Natural infection of guinea pigs exposed to patients with highly drug-resistant tuberculosis

Abstract

A natural TB infection model using guinea pigs may provide useful information for investigating differences in transmission efficiency and establishment of active disease by clinical TB strains in a highly susceptible host under controlled environmental conditions. We sought to examine the capacity of naturally transmitted multidrug-resistant Mycobacterium tuberculosis to establish infection and produce active disease in guinea pigs. Guinea pigs were continuously exposed for 4 months to the exhaust air of a 6-bed multidrug-resistant tuberculosis inpatient hospital ward in South Africa. Serial tuberculin skin test reactions were measured to determine infection. All animals were subsequently evaluated for histologic disease progression at necropsy. Although 75% of the 362 exposed guinea pigs had positive skin test reactions [≥6 mm], only 12% had histopathologic evidence of active disease. Reversions (≥6 mm change) in skin test reactivity were seen in 22% of animals, exclusively among those with reactions of 6-13 mm. Only two of 86 guinea pigs with reversion had histological evidence of disease compared to 47% (31/66) of guinea pigs with large, non-reverting reactions. Immunosuppression of half the guinea pigs across all skin test categories did not significantly accelerate disease progression. In guinea pigs that reverted a skin test, a second positive reaction in 27 (33%) of them strongly suggested re-infection due to ongoing exposure. These results show that a large majority of guinea pigs naturally exposed to human-source strains of multidrug-resistant tuberculosis became infected, but that many resolved their infection and a large majority failed to progress to detectable disease.

Figure 1

Design and time course of study

Figure 2

Cumulative proportions of guinea pigs with positive (≥ 6 mm) TST results on each skin test.

Figure 3

Panel A (top): Histogram showing the distribution of TST induration diameters among guinea pigs on TST 2. X-axis shows induration diameters and y-axis shows number of guinea pigs. Vertical dashed line illustrates cut-point for positive TST reaction (≥ 6 mm) Panel B (bottom): Histogram showing the distribution of TST induration diameters among guinea pigs on TST 5. X-axis shows induration diameters and y-axis shows number of guinea pigs.
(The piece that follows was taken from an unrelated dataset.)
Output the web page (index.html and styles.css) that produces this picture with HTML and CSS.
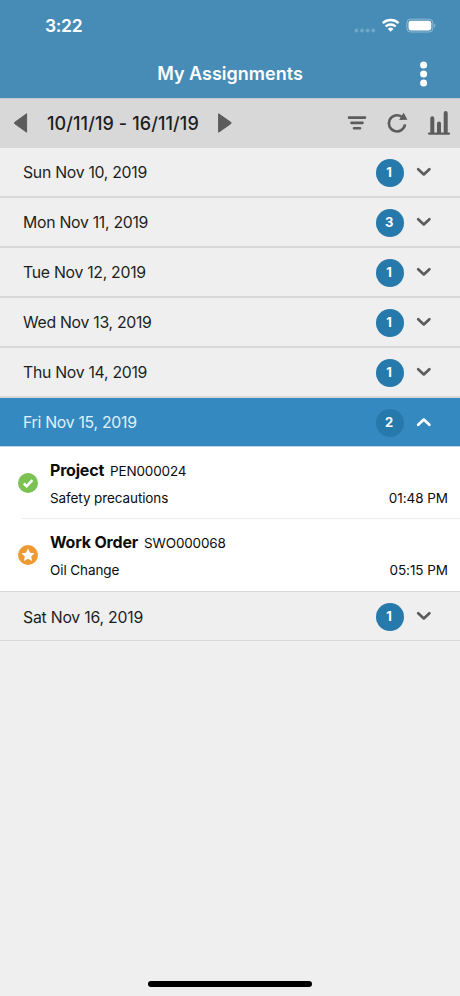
FILE: index.html
```
<!DOCTYPE html>
<html lang="en">
<head>
  <meta charset="UTF-8">
  <meta name="viewport" content="width=device-width, initial-scale=1.0">
  <title>My Assignments</title>
  <link rel="stylesheet" href="styles.css">
</head>
<body>

  <svg width="0" height="0" class="defs">
    <symbol id="chevron" viewBox="0 0 16 10">
      <path d="M2.2 2.2l5.6 5.2 5.6-5.2" fill="none" stroke="currentColor" stroke-width="2.7" stroke-linecap="round" stroke-linejoin="round"/>
    </symbol>
  </svg>

  <header>
    <div class="status">
      <span class="clock">3:22</span>
      <svg class="status-icons" width="84" height="16" viewBox="0 0 84 16">
        <g fill="#fff" opacity=".22">
          <circle cx="4.4" cy="12.4" r="2"/><circle cx="10" cy="12.4" r="2"/><circle cx="15.6" cy="12.4" r="2"/><circle cx="21.2" cy="12.4" r="2"/>
        </g>
        <g fill="none" stroke="#fff" stroke-width="2.4">
          <path d="M30.7 5.2a11.6 11.6 0 0 1 15.9 0"/>
          <path d="M33.6 8.5a7.3 7.3 0 0 1 10.1 0"/>
        </g>
        <path d="M38.65 13.8l-2.8-2.9a4 4 0 0 1 5.6 0z" fill="#fff"/>
        <rect x="54.9" y="1.2" width="26" height="12.8" rx="3.8" fill="none" stroke="#fff" opacity=".4"/>
        <rect x="56.5" y="2.8" width="22.8" height="9.6" rx="2.4" fill="#fff"/>
        <path d="M82.2 5.4c1.6.6 1.6 3.6 0 4.2z" fill="#fff" opacity=".4"/>
      </svg>
    </div>
    <div class="title-bar">
      <h1>My Assignments</h1>
      <svg class="more" width="8" height="26" viewBox="0 0 8 26" fill="#fff">
        <circle cx="3.6" cy="4.1" r="3.5"/><circle cx="3.6" cy="13" r="3.5"/><circle cx="3.6" cy="21.9" r="3.5"/>
      </svg>
    </div>
  </header>

  <div class="toolbar">
    <svg width="14" height="20" viewBox="0 0 14 20"><path d="M12.6 .8v18.4L.8 10.7q-.8-.7 0-1.4z" stroke="currentColor" stroke-linejoin="round" fill="currentColor"/></svg>
    <span class="range">10/11/19 - 16/11/19</span>
    <svg width="14" height="20" viewBox="0 0 14 20"><path d="M.6 .8v18.4l12.2-8.5q.8-.7 0-1.4z" stroke="currentColor" stroke-linejoin="round" fill="currentColor"/></svg>
    <div class="tools">
      <svg width="20" height="24" viewBox="0 0 20 24" stroke="currentColor" stroke-width="2.6" stroke-linecap="round">
        <path d="M2 6.6h16M4.5 11.9h11M7 17.2h6"/>
      </svg>
      <svg width="22" height="24" viewBox="0 0 22 24">
        <path d="M15.8 5.8A8.1 8.1 0 1 0 19 13.4" fill="none" stroke="currentColor" stroke-width="2.6"/>
        <path d="M17.6 1.8l3.9 6.9-8.4.2z" fill="currentColor"/>
      </svg>
      <svg width="24" height="26" viewBox="0 0 24 26" fill="none" stroke="currentColor" stroke-linecap="round">
        <path d="M2 23.6h20" stroke-width="2.2"/>
        <path d="M5.3 8.2V22M12 13.4V22M18.7 3.1V22" stroke-width="4"/>
      </svg>
    </div>
  </div>

  <main>
    <div class="day"><span>Sun Nov 10, 2019</span><b class="badge">1</b><svg class="chevron"><use href="#chevron"/></svg></div>
    <div class="day"><span>Mon Nov 11, 2019</span><b class="badge">3</b><svg class="chevron"><use href="#chevron"/></svg></div>
    <div class="day"><span>Tue Nov 12, 2019</span><b class="badge">1</b><svg class="chevron"><use href="#chevron"/></svg></div>
    <div class="day"><span>Wed Nov 13, 2019</span><b class="badge">1</b><svg class="chevron"><use href="#chevron"/></svg></div>
    <div class="day"><span>Thu Nov 14, 2019</span><b class="badge">1</b><svg class="chevron"><use href="#chevron"/></svg></div>
    <div class="day open"><span>Fri Nov 15, 2019</span><b class="badge">2</b><svg class="chevron"><use href="#chevron"/></svg></div>

    <ul class="jobs">
      <li>
        <svg width="20" height="20" viewBox="0 0 20 20">
          <circle cx="10" cy="10" r="10" fill="#7cc253"/>
          <path d="M5.8 10.5l2.9 2.7 5.7-6" fill="none" stroke="#fff" stroke-width="2.5"/>
        </svg>
        <div class="job">
          <div class="heading"><strong>Project</strong><span class="code">PEN000024</span></div>
          <div class="detail"><span>Safety precautions</span><time>01:48 PM</time></div>
        </div>
      </li>
      <li>
        <svg width="20" height="20" viewBox="0 0 20 20">
          <circle cx="10" cy="10" r="10" fill="#ee9a33"/>
          <path d="M10 3.4l2 4.3 4.6.5-3.4 3.2.9 4.7L10 13.8l-4.1 2.3.9-4.7-3.4-3.2 4.6-.5z" fill="#fff"/>
        </svg>
        <div class="job">
          <div class="heading"><strong>Work Order</strong><span class="code">SWO000068</span></div>
          <div class="detail"><span>Oil Change</span><time>05:15 PM</time></div>
        </div>
      </li>
    </ul>

    <div class="day last"><span>Sat Nov 16, 2019</span><b class="badge">1</b><svg class="chevron"><use href="#chevron"/></svg></div>
  </main>

  <div class="home"></div>

</body>
</html>
```
FILE: styles.css
```
* {
  box-sizing: border-box;
}
html, body {
  height: 100%;
}
body {
  margin: 0;
  display: flex;
  flex-direction: column;
  background: #efefef;
  color: #1e1e1e;
  font-family: Inter, "Liberation Sans", sans-serif;
}
svg {
  display: block;
  flex: none;
}
.defs {
  position: absolute;
}

header {
  height: 98px;
  background: #468cb7;
  color: #fff;
}
.status {
  height: 50px;
  padding: 1px 24px 0 45px;
  display: flex;
  align-items: center;
  justify-content: space-between;
}
.clock {
  font-size: 17.5px;
  font-weight: 600;
  letter-spacing: -0.3px;
}
.title-bar {
  height: 48px;
  padding: 0 32px 1px 0;
  display: grid;
  grid-template-columns: 1fr auto 1fr;
  align-items: center;
}
h1 {
  grid-column: 2;
  margin: 0 -32px 0 0;
  font-size: 18px;
  font-weight: 600;
}
.more {
  justify-self: end;
}

.toolbar {
  height: 50px;
  padding: 0 9px 2px 14px;
  display: flex;
  align-items: center;
  background: #d8d8d8;
  border-top: 1px solid #c4c8ca;
  color: #5c5c5c;
}
.range {
  width: 152px;
  margin: 0 19px;
  padding-top: 1px;
  color: #1e1e1e;
  font-size: 18px;
  font-weight: 500;
  letter-spacing: 0.1px;
  white-space: nowrap;
}
.tools {
  margin-left: auto;
  display: flex;
  align-items: center;
  gap: 19px;
}

.day {
  height: 50px;
  padding: 0 28px 0 23px;
  display: flex;
  align-items: center;
  border-bottom: 2px solid #d8d8d8;
  font-size: 15.8px;
  letter-spacing: -0.28px;
}
.badge {
  width: 28px;
  height: 28px;
  margin: 2px 12px 0 auto;
  padding: 0 2px 2px 0;
  display: grid;
  place-content: center;
  border-radius: 50%;
  background: #2679ab;
  color: #fff;
  font-size: 13px;
  font-weight: 700;
}
.chevron {
  width: 16px;
  height: 10px;
  color: #5c5c5c;
}
.open {
  height: 49px;
  background: #348ac0;
  border-bottom: 1px solid #bdd7e8;
  color: #e1f0fa;
}
.open .chevron {
  color: #fff;
  transform: scaleY(-1);
}
.last {
  height: 50px;
  border-top: 1px solid #d8d8d8;
  border-bottom-width: 1px;
  letter-spacing: -0.22px;
}
.last span {
  padding-top: 2px;
}

.jobs {
  height: 144px;
  margin: 0;
  padding: 0;
  list-style: none;
  background: #fff;
  color: #0c0c0c;
}
.jobs li {
  height: 72px;
  margin-left: 18px;
  display: flex;
  align-items: center;
  gap: 12px;
  font-size: 13.5px;
  /* separator starts just past the icon edge */
  background: linear-gradient(#ececec, #ececec) 4px 100% / 100% 1px no-repeat;
}
.jobs li:last-child {
  background: none;
}
.job {
  flex: 1;
  padding-right: 12px;
  line-height: 28px;
}
.heading {
  padding-top: 2px;
  line-height: 26px;
}
.job strong {
  margin-right: 6px;
  font-size: 16px;
  letter-spacing: -0.2px;
}
.code {
  letter-spacing: -0.15px;
}
.detail {
  display: flex;
  justify-content: space-between;
  letter-spacing: -0.1px;
}
.detail time {
  letter-spacing: -0.05px;
}

.home {
  width: 164px;
  height: 6px;
  margin: auto auto 9px;
  border-radius: 3px;
  background: #000;
}
```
Vertical dashed line illustrates cut-point for positive TST reaction (≥ 6 mm)

Figure 4

Examples of TST reversion in 2 guinea pigs. X axis shows time in weeks and corresponds to timing of TST 1 through 5. Y axis shows TST induration size in millimeters.

Figure 5

Disease Severity Among Guinea Pigs with Large TSTs.

Figure 6

Panel A (top left): Low magnification view of lung tissue from a guinea pig with cavity formation (1.3×, H&E). Panel B (top right): Low magnification view of lung tissue from a guinea pig with limited disease progression (4×, H&E). Panel C (bottom left): Low magnification view of mineralization within a granuloma from a guinea pig with minimal disease progression (4×, H&E). Panel D (bottom right): low magnification view of multiple granulomata seen in splenic section from a guinea pig (4×, H&E).

Figure 7

Plots of correlation between TST diameter and Disease Score, among GPs with large TSTs. Panel A (left) shows relationship in GPs that received steroids. Panel B (right) shows relationship in GPs that did not receive steroids.

Figure 8

Box plot of Disease Score Among Large Reactors on TST 5 grouped by whether GP first developed its positive TST early or late in the study. Sample means are significantly different (p<0.001).